Thread: MIPS Assembly, an Introduction

  1. #1
    Elite Hacker
    Join Date
    Mar 2003
    Posts
    1,407

    MIPS Assembly, an Introduction

    MIPS Assembly, an Introduction
    by: h3r3tic

    The following is a short introduction to programming in assembly for the MIPS architecture. I know what you're thinking,
    "I don't even know what MIPS architecture is, why would I want to write assembly for it?" Well, I'll tell you why.
    There is a simulator available for download here: http://www.cs.wisc.edu/~larus/spim.html
    which will let you run your MIPS assembly programs without having a computer with the MIPS architecture.
    I've dabbled a little with nasm, and I just think MIPS is a lot more straightforward, and everything seems to
    have a simple explaination of why it's there or what it's doing. So I have decided to share this perhaps
    little known, or perhaps well-known "language" with you. (I only knew about it after starting a class where
    we use it).

    I'll start by showing you how to write the traditional "Hello World!" program.

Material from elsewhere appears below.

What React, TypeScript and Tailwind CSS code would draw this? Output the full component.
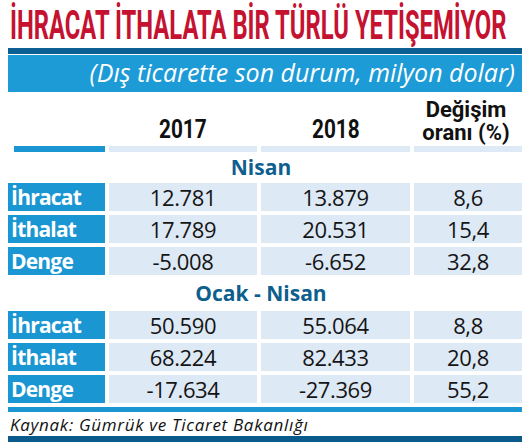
const sections = [
  {
    title: 'Nisan',
    h: 'h-[31px]',
    rows: [
      { label: 'İhracat', a: '12.781', b: '13.879', c: '8,6' },
      { label: 'İthalat', a: '17.789', b: '20.531', c: '15,4' },
      { label: 'Denge', a: '-5.008', b: '-6.652', c: '32,8' },
    ],
  },
  {
    title: 'Ocak - Nisan',
    h: 'h-[36px]',
    rows: [
      { label: 'İhracat', a: '50.590', b: '55.064', c: '8,8' },
      { label: 'İthalat', a: '68.224', b: '82.433', c: '20,8' },
      { label: 'Denge', a: '-17.634', b: '-27.369', c: '55,2' },
    ],
  },
];

const cols = 'grid grid-cols-[97px_148px_149px_108px] gap-x-[4px]';

const App = () => {
  return (
    <div className="w-[530px] h-[445px] bg-white overflow-hidden font-['Open_Sans',sans-serif]">
      {/* Title */}
      <div className="h-[48px] px-[10px] flex items-center">
        <span className="inline-block origin-left scale-x-[0.595] whitespace-nowrap font-['Roboto',sans-serif] font-bold text-[40px] leading-none text-[#c41230] pt-[3px]">
          İHRACAT İTHALATA BİR TÜRLÜ YETİŞEMİYOR
        </span>
      </div>

      <div className="px-[8px]">
        <div className="h-[6px] bg-[#0c5f93]" />
        <div className="h-[1px]" />
        <div className="h-[37px] bg-[#1d9bd7] flex items-center justify-end pr-[7px]">
          <span className="italic text-white text-[25px] leading-none pb-[3px]">
            (Dış ticarette son durum, milyon dolar)
          </span>
        </div>

        {/* Column heads */}
        <div className={`${cols} h-[54px] items-end`}>
          <div />
          <div className="text-center pb-[2px]">
            <span className="inline-block scale-x-[0.8] font-['Roboto',sans-serif] font-bold text-[26px] leading-none text-[#111]">2017</span>
          </div>
          <div className="text-center pb-[2px]">
            <span className="inline-block scale-x-[0.8] font-['Roboto',sans-serif] font-bold text-[26px] leading-none text-[#111]">2018</span>
          </div>
          <div className="text-center pr-[4px]">
            <span className="inline-block font-['Roboto',sans-serif] font-bold text-[22px] leading-[23px] text-[#111]">
              Değişim
              <br />
              oranı (%)
            </span>
          </div>
        </div>
        <div className={`${cols} h-[6px]`}>
          <div className="ml-[6px] bg-[#1a96d3]" />
          <div className="bg-[#dde9f5]" />
          <div className="bg-[#dde9f5]" />
          <div className="bg-[#dde9f5]" />
        </div>

        {sections.map((s) => (
          <div key={s.title}>
            <div className={`${s.h} flex items-center justify-center pr-[8px] font-bold text-[21px] leading-none text-[#0e5f8e]`}>
              {s.title}
            </div>
            <div className="flex flex-col gap-[4px]">
              {s.rows.map((r) => (
                <div key={r.label} className={`${cols} h-[28px]`}>
                  <div className="bg-[#1a96d3] text-white font-bold text-[21px] leading-none flex items-center pl-[3px] tracking-[-0.8px]">
                    {r.label}
                  </div>
                  <div className="bg-[#dde9f5] text-[#151515] text-[22px] leading-none flex items-center justify-center tracking-[-0.4px]">
                    {r.a}
                  </div>
                  <div className="bg-[#dde9f5] text-[#151515] text-[22px] leading-none flex items-center justify-center tracking-[-0.4px]">
                    {r.b}
                  </div>
                  <div className="bg-[#dde9f5] text-[#151515] text-[22px] leading-none flex items-center justify-center tracking-[-0.4px]">
                    {r.c}
                  </div>
                </div>
              ))}
            </div>
          </div>
        ))}

        <div className="mt-[4px] h-[5px] bg-[#1a96d3]" />
        <div className="h-[24px] flex items-center pl-[2px] italic text-[17px] leading-none tracking-[0.7px] text-[#111]">
          Kaynak: Gümrük ve Ticaret Bakanlığı
        </div>
        <div className="h-[6px] bg-[#0a5b8c]" />
      </div>
    </div>
  );
};

export default App;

Now, there is no set way
    to do this, and I'm sure it can be done many ways, but I will show you two ways to do it.
    So, the uncommented code is as follows:
    Code:
    .data
    hellostring:	.ascii "Hello "
    		.asciiz "World!\n"
    
    .text
    
    main:
    	la	$a0, hellostring
    	li	$v0, 4
    	syscall
    
    	li	$v0, 10
    	syscall
    and here is the commented code:
    Code:
    .data						# comments are preceeded by the # character
    						# .data is where you define "variables", or how I understand them...
    						# references to the space in memory where the following defined data is stored
    
    hellostring:	.ascii "Hello "			# .ascii is how you define a non-null terminated
    						# string.
    
    		.asciiz "World!\n"		# this .asciiz is a continuation of hellostring,
    						# putting the rest of the string in memory, with
    						# a null terminator, which is what the .asciiz if for
    						# I could have made it one line with:
    						# .asciiz "Hello World!\n";
    
    .text						# this defines where code to execute starts
    
    main:						# this can be defined as many things in my opinion
    						# I would have to say it is most accurately described
    						# as a memory reference, but you could also say
    						# it defines the beginning of a procedure or function.
    
    						# la = load address
    	la	$a0, hellostring			# this loads the address which hellostring refers to into
    						# the register $a0, which is one of 3 used for arguments
    						# to "functions"
    
    						# li = load immediate
    						# which is used to load characters and integers
    						# onto registers
    	li	$v0, 4				# we are loading the integer 4 onto the register
    						# $v0, which tells the system we want to output
    						# a string.  I will go over more system calls later
    
    	syscall					# this tells the system to execute the "function"
    						# defined by loading 4 onto $v0.  $v0 is out register
    						# for system functions.  When you do your own functions
    						# you don't need to use $v0, but can, and you won't
    						# have to say syscall, and don't know if you even can
    
    	li	$v0, 10				# 10 is the call to end the program, and when this value
    						# is on $v0 and a syscall is made as here, the program
    						# will terminate.
    	syscall
    The preceeding code will output:
    Hello World!

    Pretty simple for being assembly eh? To run your code you can save it with any/no extension, and on linux
    just type the command:
    spim -file yourfilename

    and it will run your program (assuming spim is in your path and you saved your file in the current directory you
    are in as "yourfilename" without quotes :P).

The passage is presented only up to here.